Records contained in a dataset:
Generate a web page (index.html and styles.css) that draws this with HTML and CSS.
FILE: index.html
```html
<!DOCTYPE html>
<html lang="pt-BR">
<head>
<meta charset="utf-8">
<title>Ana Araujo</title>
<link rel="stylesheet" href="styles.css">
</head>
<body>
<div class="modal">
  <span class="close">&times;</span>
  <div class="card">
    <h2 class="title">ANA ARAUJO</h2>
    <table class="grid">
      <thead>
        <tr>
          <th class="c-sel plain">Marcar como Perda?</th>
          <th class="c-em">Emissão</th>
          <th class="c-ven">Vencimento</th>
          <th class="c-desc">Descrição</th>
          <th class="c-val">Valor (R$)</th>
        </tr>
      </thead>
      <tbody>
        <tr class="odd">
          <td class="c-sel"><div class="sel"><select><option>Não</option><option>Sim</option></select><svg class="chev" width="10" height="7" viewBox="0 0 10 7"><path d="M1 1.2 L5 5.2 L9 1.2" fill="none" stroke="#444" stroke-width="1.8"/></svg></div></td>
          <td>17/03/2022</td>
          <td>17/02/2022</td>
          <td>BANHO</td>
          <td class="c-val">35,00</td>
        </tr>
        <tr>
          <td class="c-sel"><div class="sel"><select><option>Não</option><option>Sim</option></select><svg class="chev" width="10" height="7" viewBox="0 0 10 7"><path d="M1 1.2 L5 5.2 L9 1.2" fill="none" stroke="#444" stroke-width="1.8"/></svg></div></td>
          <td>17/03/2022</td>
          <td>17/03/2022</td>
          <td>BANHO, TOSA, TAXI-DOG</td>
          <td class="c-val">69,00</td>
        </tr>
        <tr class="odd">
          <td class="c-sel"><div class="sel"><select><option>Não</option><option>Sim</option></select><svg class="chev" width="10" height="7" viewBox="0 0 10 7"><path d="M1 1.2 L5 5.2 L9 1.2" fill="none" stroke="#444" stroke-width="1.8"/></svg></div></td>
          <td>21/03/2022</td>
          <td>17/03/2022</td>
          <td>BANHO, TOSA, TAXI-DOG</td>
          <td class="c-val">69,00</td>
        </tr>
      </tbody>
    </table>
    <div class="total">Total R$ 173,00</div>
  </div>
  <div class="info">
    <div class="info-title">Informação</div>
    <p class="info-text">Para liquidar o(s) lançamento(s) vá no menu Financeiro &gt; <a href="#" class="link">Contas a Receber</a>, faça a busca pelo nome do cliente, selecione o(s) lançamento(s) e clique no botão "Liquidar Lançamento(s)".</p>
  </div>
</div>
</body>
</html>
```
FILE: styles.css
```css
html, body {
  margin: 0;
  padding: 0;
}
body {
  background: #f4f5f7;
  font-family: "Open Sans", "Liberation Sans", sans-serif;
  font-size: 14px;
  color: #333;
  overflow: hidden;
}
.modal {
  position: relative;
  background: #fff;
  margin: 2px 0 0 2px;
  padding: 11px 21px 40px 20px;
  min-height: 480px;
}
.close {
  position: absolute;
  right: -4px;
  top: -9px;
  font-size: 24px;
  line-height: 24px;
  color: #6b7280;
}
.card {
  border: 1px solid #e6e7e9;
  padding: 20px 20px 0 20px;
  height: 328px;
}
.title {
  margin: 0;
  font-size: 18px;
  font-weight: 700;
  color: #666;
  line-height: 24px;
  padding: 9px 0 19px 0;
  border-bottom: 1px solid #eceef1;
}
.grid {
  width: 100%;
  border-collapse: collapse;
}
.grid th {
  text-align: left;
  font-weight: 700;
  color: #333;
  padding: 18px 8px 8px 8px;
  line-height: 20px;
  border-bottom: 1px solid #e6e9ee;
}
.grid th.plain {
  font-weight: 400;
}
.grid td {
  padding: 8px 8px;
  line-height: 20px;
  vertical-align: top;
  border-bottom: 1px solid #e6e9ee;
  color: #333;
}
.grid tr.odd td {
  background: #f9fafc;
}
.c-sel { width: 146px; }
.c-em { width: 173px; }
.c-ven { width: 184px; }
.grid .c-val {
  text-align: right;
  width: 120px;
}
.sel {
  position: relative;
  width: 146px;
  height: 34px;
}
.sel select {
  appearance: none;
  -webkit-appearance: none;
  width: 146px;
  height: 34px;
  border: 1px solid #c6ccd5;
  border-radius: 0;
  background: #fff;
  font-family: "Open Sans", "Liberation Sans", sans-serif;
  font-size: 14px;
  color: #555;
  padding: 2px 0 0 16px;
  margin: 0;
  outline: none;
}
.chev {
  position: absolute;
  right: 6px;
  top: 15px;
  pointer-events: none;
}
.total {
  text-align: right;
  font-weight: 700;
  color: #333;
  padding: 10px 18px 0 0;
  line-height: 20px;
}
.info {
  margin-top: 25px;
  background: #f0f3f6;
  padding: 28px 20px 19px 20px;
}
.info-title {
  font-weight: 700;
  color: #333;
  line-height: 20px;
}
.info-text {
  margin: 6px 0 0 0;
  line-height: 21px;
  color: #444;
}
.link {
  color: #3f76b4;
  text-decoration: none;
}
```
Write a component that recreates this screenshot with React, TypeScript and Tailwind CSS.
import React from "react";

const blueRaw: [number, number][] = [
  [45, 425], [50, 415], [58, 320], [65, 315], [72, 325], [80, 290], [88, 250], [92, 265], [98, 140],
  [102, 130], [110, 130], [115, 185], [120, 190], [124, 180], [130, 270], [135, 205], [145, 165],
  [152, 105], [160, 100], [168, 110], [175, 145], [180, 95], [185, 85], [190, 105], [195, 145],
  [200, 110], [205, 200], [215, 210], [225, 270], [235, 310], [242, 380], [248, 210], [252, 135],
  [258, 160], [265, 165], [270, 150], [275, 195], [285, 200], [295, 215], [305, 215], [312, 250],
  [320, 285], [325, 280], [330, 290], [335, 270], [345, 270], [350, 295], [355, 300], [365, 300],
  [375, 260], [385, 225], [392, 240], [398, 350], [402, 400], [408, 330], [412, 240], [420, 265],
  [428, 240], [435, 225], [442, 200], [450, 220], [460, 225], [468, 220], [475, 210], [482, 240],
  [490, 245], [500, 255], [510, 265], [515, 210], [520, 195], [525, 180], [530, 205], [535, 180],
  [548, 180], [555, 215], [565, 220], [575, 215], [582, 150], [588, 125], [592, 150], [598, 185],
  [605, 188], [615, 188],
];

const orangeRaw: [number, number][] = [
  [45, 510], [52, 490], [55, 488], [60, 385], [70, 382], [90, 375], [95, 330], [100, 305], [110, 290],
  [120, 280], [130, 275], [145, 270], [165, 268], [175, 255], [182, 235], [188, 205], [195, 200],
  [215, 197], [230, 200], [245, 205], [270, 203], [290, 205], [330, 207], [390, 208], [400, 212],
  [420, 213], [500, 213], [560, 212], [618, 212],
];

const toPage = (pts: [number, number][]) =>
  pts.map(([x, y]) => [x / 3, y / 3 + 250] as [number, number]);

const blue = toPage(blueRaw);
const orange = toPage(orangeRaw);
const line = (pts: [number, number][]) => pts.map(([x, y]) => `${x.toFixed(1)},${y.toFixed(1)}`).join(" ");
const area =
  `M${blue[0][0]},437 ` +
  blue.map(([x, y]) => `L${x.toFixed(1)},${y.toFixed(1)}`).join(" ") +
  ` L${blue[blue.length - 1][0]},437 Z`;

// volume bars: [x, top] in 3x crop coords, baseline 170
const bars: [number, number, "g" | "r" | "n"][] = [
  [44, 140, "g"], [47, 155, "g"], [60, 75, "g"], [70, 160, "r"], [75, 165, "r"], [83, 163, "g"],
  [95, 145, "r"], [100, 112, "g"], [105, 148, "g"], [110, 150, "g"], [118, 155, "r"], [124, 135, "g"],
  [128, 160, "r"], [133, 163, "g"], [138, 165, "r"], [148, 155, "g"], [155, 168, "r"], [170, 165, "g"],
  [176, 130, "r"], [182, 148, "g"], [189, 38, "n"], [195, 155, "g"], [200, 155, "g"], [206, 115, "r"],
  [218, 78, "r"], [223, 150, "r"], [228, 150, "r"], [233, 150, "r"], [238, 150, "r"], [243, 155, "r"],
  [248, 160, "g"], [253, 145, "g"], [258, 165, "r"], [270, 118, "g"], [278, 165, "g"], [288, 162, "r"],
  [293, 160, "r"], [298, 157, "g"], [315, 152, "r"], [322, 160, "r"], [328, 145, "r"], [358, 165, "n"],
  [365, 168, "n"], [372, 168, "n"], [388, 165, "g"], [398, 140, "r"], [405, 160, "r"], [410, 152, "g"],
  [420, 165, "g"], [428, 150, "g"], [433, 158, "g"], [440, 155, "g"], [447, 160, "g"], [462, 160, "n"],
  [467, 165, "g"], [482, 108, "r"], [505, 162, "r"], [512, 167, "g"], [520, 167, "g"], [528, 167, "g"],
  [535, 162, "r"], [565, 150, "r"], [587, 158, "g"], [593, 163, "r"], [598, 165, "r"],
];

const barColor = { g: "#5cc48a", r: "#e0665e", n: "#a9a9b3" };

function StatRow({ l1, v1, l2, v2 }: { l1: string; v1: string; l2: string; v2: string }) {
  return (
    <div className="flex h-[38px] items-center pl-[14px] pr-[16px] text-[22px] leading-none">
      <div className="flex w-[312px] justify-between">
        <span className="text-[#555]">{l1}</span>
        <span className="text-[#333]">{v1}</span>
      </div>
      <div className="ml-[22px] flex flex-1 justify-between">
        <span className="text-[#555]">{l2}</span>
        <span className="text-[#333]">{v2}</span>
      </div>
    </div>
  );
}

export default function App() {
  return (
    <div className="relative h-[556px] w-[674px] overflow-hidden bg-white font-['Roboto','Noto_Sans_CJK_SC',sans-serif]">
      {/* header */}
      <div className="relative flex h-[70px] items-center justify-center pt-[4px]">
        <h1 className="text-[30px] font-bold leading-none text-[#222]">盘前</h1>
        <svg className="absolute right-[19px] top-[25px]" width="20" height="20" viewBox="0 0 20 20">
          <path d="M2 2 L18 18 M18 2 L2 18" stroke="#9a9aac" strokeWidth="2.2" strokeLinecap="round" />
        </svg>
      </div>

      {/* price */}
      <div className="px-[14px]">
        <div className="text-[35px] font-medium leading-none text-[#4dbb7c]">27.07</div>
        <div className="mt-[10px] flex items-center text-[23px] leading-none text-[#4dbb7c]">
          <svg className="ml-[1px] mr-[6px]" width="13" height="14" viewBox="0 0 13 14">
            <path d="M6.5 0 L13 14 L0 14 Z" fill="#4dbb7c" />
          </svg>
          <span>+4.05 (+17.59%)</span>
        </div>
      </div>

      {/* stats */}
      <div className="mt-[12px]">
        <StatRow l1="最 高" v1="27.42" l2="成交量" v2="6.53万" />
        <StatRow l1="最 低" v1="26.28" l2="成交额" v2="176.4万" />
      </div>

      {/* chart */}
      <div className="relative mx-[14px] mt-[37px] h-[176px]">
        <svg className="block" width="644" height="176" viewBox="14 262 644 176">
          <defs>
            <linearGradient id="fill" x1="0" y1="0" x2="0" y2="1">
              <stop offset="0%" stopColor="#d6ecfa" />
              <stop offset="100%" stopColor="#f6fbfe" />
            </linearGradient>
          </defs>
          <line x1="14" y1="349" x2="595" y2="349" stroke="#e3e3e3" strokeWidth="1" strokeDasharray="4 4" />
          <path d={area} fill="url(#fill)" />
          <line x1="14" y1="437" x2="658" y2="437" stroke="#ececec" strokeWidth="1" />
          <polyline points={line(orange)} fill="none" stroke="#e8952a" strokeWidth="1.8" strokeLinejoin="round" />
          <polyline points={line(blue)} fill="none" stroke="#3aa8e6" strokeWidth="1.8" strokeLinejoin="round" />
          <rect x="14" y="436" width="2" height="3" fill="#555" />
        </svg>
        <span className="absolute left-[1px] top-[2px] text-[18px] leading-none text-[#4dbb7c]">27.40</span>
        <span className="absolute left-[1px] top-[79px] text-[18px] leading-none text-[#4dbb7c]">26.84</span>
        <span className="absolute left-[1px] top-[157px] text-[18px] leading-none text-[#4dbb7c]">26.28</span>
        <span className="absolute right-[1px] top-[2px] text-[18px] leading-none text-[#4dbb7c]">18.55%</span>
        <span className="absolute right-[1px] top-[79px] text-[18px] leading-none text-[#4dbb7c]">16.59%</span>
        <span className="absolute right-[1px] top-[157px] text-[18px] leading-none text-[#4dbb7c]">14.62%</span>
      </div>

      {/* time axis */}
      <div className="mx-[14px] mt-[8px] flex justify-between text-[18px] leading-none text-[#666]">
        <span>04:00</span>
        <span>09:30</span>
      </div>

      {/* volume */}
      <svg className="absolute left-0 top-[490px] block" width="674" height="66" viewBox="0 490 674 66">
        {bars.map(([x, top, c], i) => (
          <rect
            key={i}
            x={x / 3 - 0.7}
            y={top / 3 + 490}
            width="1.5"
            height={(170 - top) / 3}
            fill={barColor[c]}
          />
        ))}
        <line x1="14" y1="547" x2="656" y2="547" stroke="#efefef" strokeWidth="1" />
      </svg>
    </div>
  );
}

Task requirements: Take the lines from the line with "Write a component" through the line with "import React from", both ends included, and give them again exactly, with nothing else.

Correct output:
Write a component that recreates this screenshot with React, TypeScript and Tailwind CSS.
import React from "react";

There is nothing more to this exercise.